I ran some testing for this patch and found a bug there. The issue is that when we scale offset, we need to make sure that the original value is divisible by the scale factor. Here is a test to illustrate the issue:

define <2 x i64> @test4(i64* %p) nounwind {
  %a1 = bitcast i64* %p to <2 x i64>*
  %tmp1 = load <2 x i64>, < 2 x i64>* %a1, align 8           # Load <p[0], p[1]>

  %add.ptr2 = getelementptr inbounds i64, i64* %p, i64 3
  %a2 = bitcast i64* %add.ptr2 to <2 x i64>*
  %tmp2 = load <2 x i64>, <2 x i64>* %a2, align 8            # Load <p[3], p[4]>
  %add = add nsw <2 x i64> %tmp1, %tmp2
  ret <2 x i64> %add
}

The current patch will combine these two loads, which is incorrect.

Michael

ab commandeered this revision.Sep 2 2015, 8:12 AM
ab edited reviewers, added: mcrosier; removed: ab.

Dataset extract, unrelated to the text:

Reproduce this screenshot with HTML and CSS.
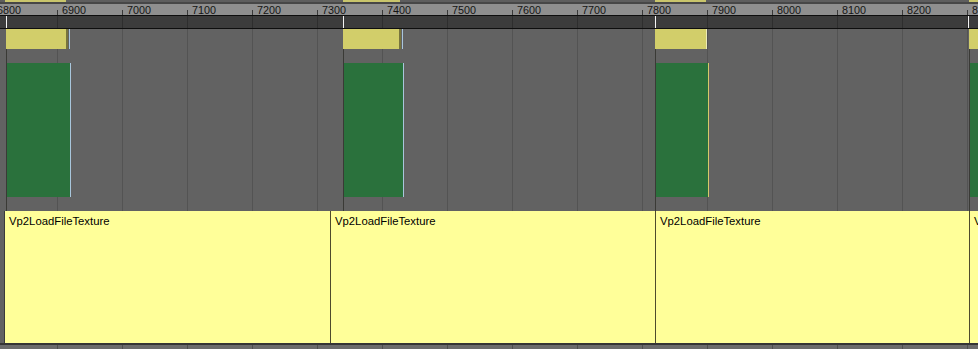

Thanks Michael. Chad, I'll fix that and resubmit, thanks for the patch!

ab updated this revision to Diff 33810.Sep 2 2015, 8:13 AM
ab edited edge metadata.
ab removed rL LLVM as the repository for this revision.

And this should catch the unscaled offset not being a multiple of the scale (with abundant asserts).

mcrosier edited edge metadata.Sep 2 2015, 8:14 AM

Thanks, Ahmed.

ab marked 14 inline comments as done.Sep 2 2015, 8:15 AM

Hi,

I just finished LNT+externals run, and saw no failures. Thanks for the fix!

Michael

mcrosier accepted this revision.Sep 3 2015, 5:30 AM
mcrosier edited edge metadata.

Thanks for seeing this one through, Ahmed. LGTM.

This revision is now accepted and ready to land.Sep 3 2015, 5:30 AM
mcrosier closed this revision.Sep 3 2015, 7:44 AM

Committed r246769.

test/CodeGen/AArch64/ldp-stp-scaled-unscaled-pairs.ll
1 ↗(On Diff #33810)

BTW, I added -aarch64-neon-syntax=apple to the final commit, so that this will pass on all platforms.

I speculatively reverted r246769 in r246782 as the compiler looks to be ICEing on Multisource/Benchmarks/tramp3d-v4.